> _Directive_:
Look for the word "screenshot" in the entries below, then copy every line that has it.

Dataset excerpt
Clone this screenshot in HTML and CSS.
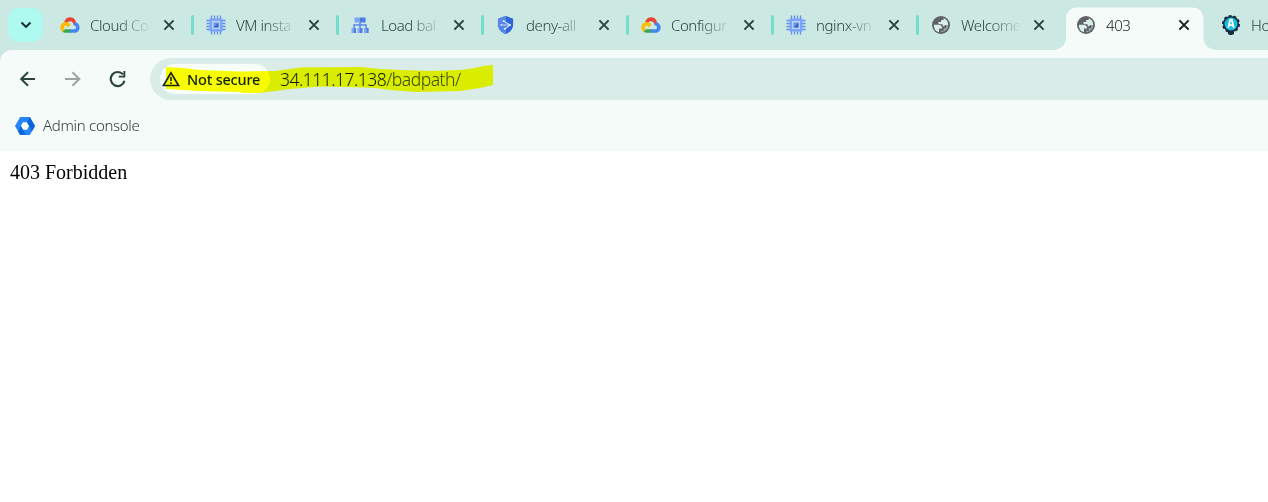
FILE: index.html
```
<!DOCTYPE html>
<html lang="en">
<head>
<meta charset="utf-8">
<title>403</title>
<link rel="stylesheet" href="styles.css">
</head>
<body>
<svg class="defs" aria-hidden="true">
  <symbol id="cloud" viewBox="0 0 20 16">
    <path d="M4.200 5.100C5 2 7.300.300 10 .300c3 0 5.400 2 6.100 4.900l-2.500 2.500C13 5.200 11.800 4.200 10 4.200c-1.600 0-2.700.800-3.300 2z" fill="#ea4335"/>
    <path d="M15.900 5.200c2.200.800 3.700 2.700 3.700 5.200 0 3.100-2.200 5.400-5.300 5.400H10v-3.600h4.100c1.200 0 1.900-.700 1.900-1.800s-.800-1.900-2-1.900l-.700-1.700z" fill="#4285f4"/>
    <path d="M10.200 12.200v3.600H5.700c-1.300 0-2.400-.400-3.300-1.100L5 12.200z" fill="#34a853"/>
    <path d="M2.400 14.700C1.100 13.700.400 12.300.400 10.500c0-3 2.300-5.400 5.300-5.400 2.200 0 3.900 1 4.700 2.800L7.900 10.400C7.400 9.200 6.800 8.700 5.700 8.700c-1.100 0-1.800.800-1.800 1.800 0 .700.400 1.300 1.100 1.700z" fill="#fbbc04"/>
  </symbol>
  <symbol id="chip" viewBox="0 0 20 20">
    <path d="M5.500 .5v4M8.500 .5v4M11.500 .5v4M14.500 .5v4M5.500 15.500v4M8.500 15.500v4M11.500 15.500v4M14.500 15.500v4M.5 5.500h4M.5 8.500h4M.5 11.500h4M.5 14.500h4M15.500 5.500h4M15.500 8.500h4M15.500 11.500h4M15.500 14.500h4" stroke="#5d8ef0" stroke-width="1.300"/>
    <path d="M3.500 3.500h13v13h-13z" fill="#7da4f5"/>
    <path d="M6 6h8v8H6z" fill="#bcd5f2"/>
    <path d="M7.500 7.500h5v5h-5z" fill="#6792ef"/><path d="M12.500 7.500v5h-5z" fill="#3467d6"/>
  </symbol>
  <symbol id="balance" viewBox="0 0 18 16">
    <path d="M9 5v6M3 12V8h12v4" fill="none" stroke="#5b86e9" stroke-width="1.500"/>
    <path d="M3.500.5H9v5H3.500zM.5 11h4v5h-4zM6.500 11h2.500v5H6.500zM13 11h2.300v5H13z" fill="#7da4f5"/>
    <path d="M9 .5h5.500v5H9zM3 11h2v5H3zM9 11h2.500v5H9zM15.300 11h2.300v5h-2.300z" fill="#4d7ce5"/>
  </symbol>
  <symbol id="shield" viewBox="0 0 16 19">
    <path d="M8 .3.3 3.300v5.600c0 4.300 3 8 7.700 9.800z" fill="#5585e8"/>
    <path d="M8 .3l7.700 3v5.600c0 4.300-3 8-7.700 9.800z" fill="#2f65d8"/>
    <path d="M3.800 9.500h8.700M6 5.500l6.500 4-5.300 4" fill="none" stroke="#c8dcfa" stroke-width="1.200"/>
    <path d="M5.200 4.700h1.600v1.600H5.200zM2.900 8.700h1.600v1.600H2.900zM11.500 8.700h1.800v1.800h-1.800zM6.400 12.700H8v1.600H6.400z" fill="#e3effd"/>
  </symbol>
  <symbol id="globe" viewBox="0 0 18 18">
    <circle cx="9" cy="9" r="9" fill="#5f6368"/>
    <path d="M1.900 8.700h4.300c2.600 0 4 1.300 3.900 3.900H7v3.600A7.300 7.300 0 0 1 1.900 8.700z" fill="#d9eee9"/>
    <path d="M11.600 2.200A7.300 7.300 0 0 1 16.200 9h-3.100c-.5 1-1.300 1.500-2.400 1.300V8.300H8.500C7 8.300 6.200 7.500 6.300 6h2.800V3.900h2.500z" fill="#d9eee9"/>
    <path d="M16.200 9a7.300 7.300 0 0 1-7 7.200v-1.500h2.600v-2.500h2.400V9z" fill="#d9eee9" opacity=".5"/>
  </symbol>
  <symbol id="close" viewBox="0 0 12 12">
    <path d="M1.400 1.400l9.200 9.200M10.600 1.400l-9.200 9.200" fill="none" stroke="currentColor" stroke-width="2"/>
  </symbol>
</svg>

<header class="strip">
  <button class="search" aria-label="Search tabs"><svg width="12" height="8" viewBox="0 0 12 8"><path d="M1.500 1.500 6 5.900l4.500-4.400" fill="none" stroke="#0d2b27" stroke-width="2"/></svg></button>
  <div class="tab first"><svg class="icon"><use href="#cloud" y="2" width="20" height="16"/></svg><span class="title">Cloud Co</span><svg class="x"><use href="#close"/></svg></div>
  <div class="tab"><svg class="icon"><use href="#chip" width="20" height="20"/></svg><span class="title">VM insta</span><svg class="x"><use href="#close"/></svg></div>
  <div class="tab"><svg class="icon"><use href="#balance" y="2" width="18" height="16"/></svg><span class="title">Load bal</span><svg class="x"><use href="#close"/></svg></div>
  <div class="tab"><svg class="icon"><use href="#shield" x="1.500" y="0.500" width="16" height="19"/></svg><span class="title">deny-all</span><svg class="x"><use href="#close"/></svg></div>
  <div class="tab"><svg class="icon"><use href="#cloud" y="2" width="20" height="16"/></svg><span class="title">Configur</span><svg class="x"><use href="#close"/></svg></div>
  <div class="tab"><svg class="icon"><use href="#chip" width="20" height="20"/></svg><span class="title">nginx-vn</span><svg class="x"><use href="#close"/></svg></div>
  <div class="tab last"><svg class="icon"><use href="#globe" x="1" y="1" width="18" height="18"/></svg><span class="title">Welcome</span><svg class="x"><use href="#close"/></svg></div>
  <div class="tab active"><svg class="shape" viewBox="0 0 166 43"><path d="M0 43C9 43 14 38 14 30V13Q14 .5 26 .5H139Q151.500 .5 151.500 13V30C151.500 38 157 43 166 43z" fill="#f4fbf9"/></svg><svg class="icon"><use href="#globe" x="1" y="1" width="18" height="18"/></svg><span class="title">403</span><svg class="x"><use href="#close"/></svg></div>
  <div class="tab end"><svg class="icon" viewBox="0 0 20 20"><circle cx="10" cy="9" r="8" fill="#172b40" stroke="#172b40" stroke-width="2" stroke-dasharray="3 2"/><path d="M7 16h6v3l-2 1H9l-2-1z" fill="#172b40"/><circle cx="10" cy="9" r="6.500" fill="#19bce0"/><path d="M7.200 13 9.200 4.700h1.600l2 8.300M8 10.200h4" fill="none" stroke="#fff" stroke-width="1.700"/></svg><span class="title">Ho</span></div>
</header>

<nav class="toolbar">
  <svg class="nav" viewBox="0 0 18 18"><path d="M16 9H2.500M9 2.200 2.200 9 9 15.800" fill="none" stroke="#29443f" stroke-width="2"/></svg>
  <svg class="nav" viewBox="0 0 18 18"><path d="M1 9h14M8.500 2.200 15.300 9l-6.800 6.800" fill="none" stroke="#9aa5a2" stroke-width="2"/></svg>
  <svg class="nav" viewBox="0 0 18 18"><path d="M14 4.400A7 7 0 1 0 15.500 10.800" fill="none" stroke="#29443f" stroke-width="2.200"/><path d="M16.300 1v6.500H9.800V5.700h4.600V1z" fill="#29443f"/></svg>
  <div class="address">
    <div class="chipbox"><svg class="warn" viewBox="0 0 18 16"><path d="M9 1.800 1.500 14.500h15z" fill="none" stroke="#1b2420" stroke-width="1.700"/><path d="M9 6v4M9 11.300v1.800" stroke="#1b2420" stroke-width="1.600"/></svg><span>Not secure</span></div>
    <span class="url"><b>34.111.17.138</b>/badpath/</span>
    <svg class="marker" viewBox="166 65 327 29"><path d="M166 67L183 68 200 70 240 71.500 275 71 290 69 300 67.500 360 67 380 69 400 70 430 71 460 70 475 68 483 66 493 65V85L480 88 460 91 416 92 390 90 375 88 348 87 320 86.500 302 88 290 89 275 91 258 93H243L240 92 200 91 183 90 166 89z" fill="#ff0"/></svg>
  </div>
</nav>

<div class="bookmarks">
  <svg class="admin" viewBox="0 0 20 18"><path fill-rule="evenodd" d="M5.200 0h9.600L20 9l-5.200 9H5.200L0 9zM8 5.200 5.800 9 8 12.800h4L14.200 9 12 5.200z" fill="#2684fc"/><path d="M14.800 0 20 9l-3 5.200L14.200 9l-2.200-3.800zM3 14.200 5.800 9 8 12.800 10.500 18H5.200z" fill="#0766da"/></svg>
  <span>Admin console</span>
</div>
<main class="page">403 Forbidden</main>
</body>
</html>
```

FILE: styles.css
```
* { box-sizing: border-box; }
body { margin: 0; width: 1268px; height: 502px; overflow: hidden; background: #fff; font-family: "Noto Sans", "Open Sans", sans-serif; font-size: 15px; font-weight: 350; color: #29443f; }
svg { display: block; flex: none; }
.defs { position: absolute; width: 0; height: 0; }
.strip { display: flex; height: 50px; background: #cce8e2; }
.search { flex: none; width: 35px; height: 34px; margin: 8px 7px 0 8px; padding: 0 0 1px 1px; border: 0; border-radius: 11px; background: #aefaf0; display: grid; place-items: center; }
.tab { position: relative; flex: none; display: flex; align-items: center; width: 145px; padding-left: 11px; }
.tab.first { padding-left: 10px; }
.tab.first .title { margin-right: 12px; }
.tab::after { content: ""; flex: none; width: 3px; height: 20px; margin-left: 16px; border-radius: 2px; background: #76dccb; }
.tab.last::after, .tab.active::after { visibility: hidden; }
.tab.end { flex: 1; min-width: 0; }
.tab.end::after { display: none; }
.icon { width: 20px; height: 20px; }
.title { flex: none; width: 61px; margin: 0 11px 0 10px; white-space: nowrap; letter-spacing: -.42px; line-height: 22px; -webkit-mask-image: linear-gradient(90deg, #000 28px, transparent 61px); mask-image: linear-gradient(90deg, #000 28px, transparent 61px); }
.end .title { width: 18px; margin-right: 0; -webkit-mask-image: none; mask-image: none; }
.x { width: 12px; height: 12px; color: #29443f; }
.active { color: #12201d; z-index: 1; }
.active .title { -webkit-mask-image: none; mask-image: none; }
.active .x { color: #12201d; }
.active > :not(.shape) { position: relative; }
.shape { position: absolute; left: -13px; top: 7px; width: 166px; height: 43px; }
.toolbar { display: flex; align-items: center; height: 56px; padding-left: 19px; background: radial-gradient(circle at 12px 12px, #f4fbf9 11.5px, #cce8e2 12.5px) 0 0 / 12px 12px no-repeat, linear-gradient(#f4fbf9, #f4fbf9) 12px 0 no-repeat, linear-gradient(#f4fbf9, #f4fbf9) 0 12px no-repeat; }
.nav { width: 18px; height: 18px; margin: 1px 27px 0 0; }
.address { position: relative; flex: 1; display: flex; align-items: center; height: 42px; margin: 2px 0 0 -4px; padding-left: 10px; border-radius: 21px 0 0 21px; background: #daece8; }
.chipbox { flex: none; display: flex; align-items: center; width: 110px; height: 30px; padding: 0 0 1px 2px; border-radius: 15px; background: #f7fdfb; color: #14211e; font-size: 14.5px; font-weight: 500; letter-spacing: -.2px; white-space: nowrap; }
.warn { width: 18px; height: 16px; margin-right: 7px; }
.url { margin: 0 0 0 10px; font-size: 17.500px; letter-spacing: -.5px; color: #3b4b47; }
.url b { font-weight: 350; color: #0c1b18; }
.marker { position: absolute; left: 16px; top: 7px; width: 327px; height: 29px; mix-blend-mode: multiply; }
.bookmarks { display: flex; align-items: center; gap: 8px; height: 45px; padding: 0 0 5px 15px; background: #f4fbf9; color: #303b39; letter-spacing: -.3px; }
.bookmarks span { margin-bottom: 2px; }
.admin { width: 20px; height: 18px; }
.page { padding: 9px 10px; font: 400 20px/24px "Liberation Serif", serif; color: #000; }
```
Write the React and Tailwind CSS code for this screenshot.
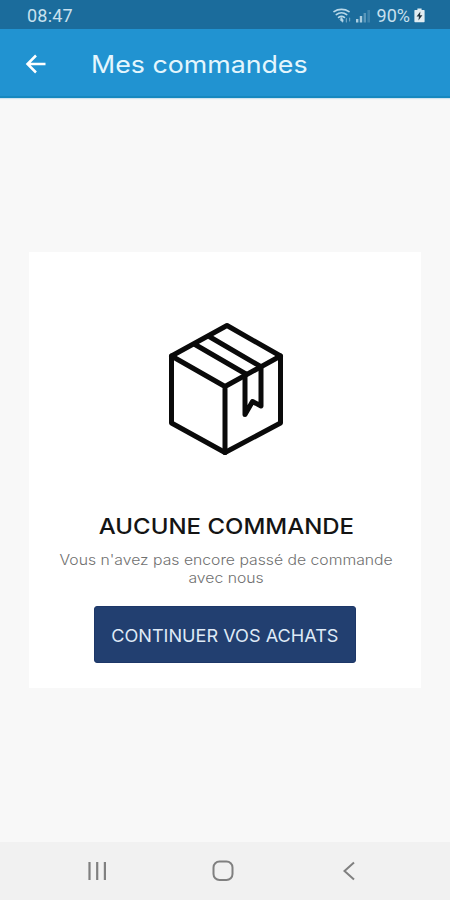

> _Reply to the task_:
Clone this screenshot in HTML and CSS.
Write the React and Tailwind CSS code for this screenshot.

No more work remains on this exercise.